Detecting delayed awareness updates

We have recently faced some load issues in our sync servers (using Hocuspocus, multiple instances synced via Redis) and noticed an interesting behavior: during an incident, users would report seeing “ghost cursors” from their past selves, “replaying” the changes they made some time before.

We have not been able to reproduce this, but my understanding of what happens is:

  • user is connected to a sync server instance (S1) and sending awareness updates (from client id C1)
  • server faces heavy load and there’s lag consuming awareness updates from other instances (S2, S3, …)
  • user reconnects to a different server, say S2 (e.g. maybe because they reloaded the app), now the client id is C2
  • server S2 finally consumes the updates that originated in C1 (synced via S1) and sends then to C2
  • C2 “replays” old awareness states

We also received reports of this happening in collaborative sessions (with multiple users), so some naive app-level user id filtering wouldn’t suffice.

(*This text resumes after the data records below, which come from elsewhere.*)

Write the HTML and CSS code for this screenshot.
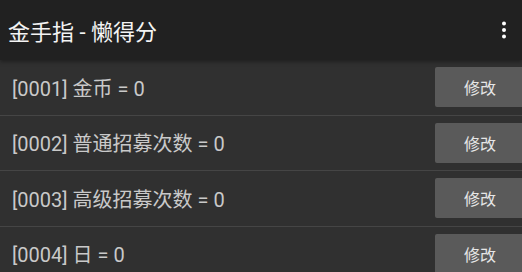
FILE: index.html
```html
<!DOCTYPE html>
<html lang="zh-CN">
<head>
<meta charset="utf-8">
<title>金手指 - 懒得分</title>
<link rel="stylesheet" href="styles.css">
</head>
<body>
<div class="app">
  <header class="toolbar">
    <h1 class="title">金手指 - 懒得分</h1>
    <button class="menu" aria-label="更多">
      <svg width="6" height="18" viewBox="0 0 6 18"><circle cx="3" cy="2.5" r="2" fill="#fff"/><circle cx="3" cy="9" r="2" fill="#fff"/><circle cx="3" cy="15.5" r="2" fill="#fff"/></svg>
    </button>
  </header>
  <ul class="list">
    <li class="row"><span class="label">[0001] 金币 = 0</span><button class="edit">修改</button></li>
    <li class="row"><span class="label">[0002] 普通招募次数 = 0</span><button class="edit">修改</button></li>
    <li class="row"><span class="label">[0003] 高级招募次数 = 0</span><button class="edit">修改</button></li>
    <li class="row"><span class="label">[0004] 日 = 0</span><button class="edit">修改</button></li>
  </ul>
</div>
</body>
</html>
```
FILE: styles.css
```css
html, body {
  margin: 0;
  padding: 0;
  background: #303030;
  overflow: hidden;
}
body {
  width: 522px;
  height: 272px;
  font-family: Roboto, "Noto Sans CJK SC", sans-serif;
}
.app {
  display: flex;
  flex-direction: column;
  height: 100%;
}
.toolbar {
  position: relative;
  z-index: 1;
  height: 60px;
  flex: none;
  display: flex;
  align-items: center;
  justify-content: space-between;
  background: #212121;
  padding: 0 0 0 8px;
  box-shadow: 0 2px 4px rgba(0, 0, 0, 0.35);
}
.title {
  margin: 0;
  font-size: 22px;
  font-weight: 400;
  color: #f4f4f4;
  letter-spacing: 0;
}
.menu {
  background: none;
  border: 0;
  padding: 0;
  width: 28px;
  margin-right: 4px;
  height: 60px;
  display: flex;
  align-items: center;
  justify-content: center;
}
.menu svg {
  display: block;
}
.list {
  list-style: none;
  margin: 0;
  padding: 0;
}
.row {
  height: 54.5px;
  display: flex;
  align-items: center;
  border-bottom: 1px solid #454545;
}
.label {
  flex: 1;
  padding-left: 12px;
  font-size: 20px;
  color: #c9c9c9;
  white-space: nowrap;
}
.edit {
  flex: none;
  width: 90px;
  height: 40px;
  margin-right: -3px;
  border: 0;
  border-radius: 2px;
  background: #5a5a5a;
  color: #e6e6e6;
  font-family: Roboto, "Noto Sans CJK SC", sans-serif;
  font-size: 16px;
  padding: 0;
}
```
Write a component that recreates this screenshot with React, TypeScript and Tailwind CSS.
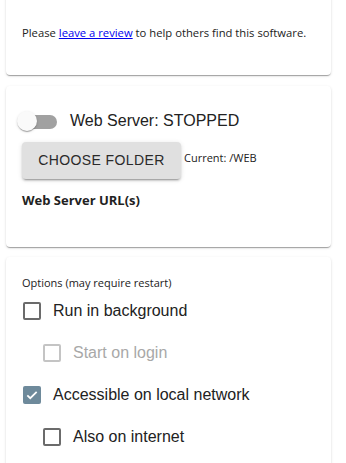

Now, given the scenario above, and without any knowledge of the awareness protocol, my first instinct would be to tag awareness updates with timestamps and then conditionally drop them in the receiving client based on a configurable grace period. Now, it seems that the awareness protocol actually uses a state-based CRDT, and in this case, at least with the current implementation, it doesn’t seem like that’s something achievable.

Is that understanding correct? Could there be an alternative solution?

Awareness updates already contain a timestamp (as in, an actual unix timestmap). However, you can’t trust users time. It is very common that users time is off by more than 1h. I’ve worked a lot of timestamps and I learned to only use them as “relative” markers. So, regardless of when the update was created, the Awareness instance keeps updates around for about 30 seconds after receiving it and then marks the user as offline.

If Hocuspocus chokes on updates, it should maybe discard awareness updates. It could also make sure to only distribute awareness updates, if the user that produced the update is still around. Servers should perform some kind of tracking of users and update awareness state when a user goes offline.

The Awareness CRDT is extremely fault-tolerant and works even if the server just replays messages. But it might make sense to add some additional logic for these cases.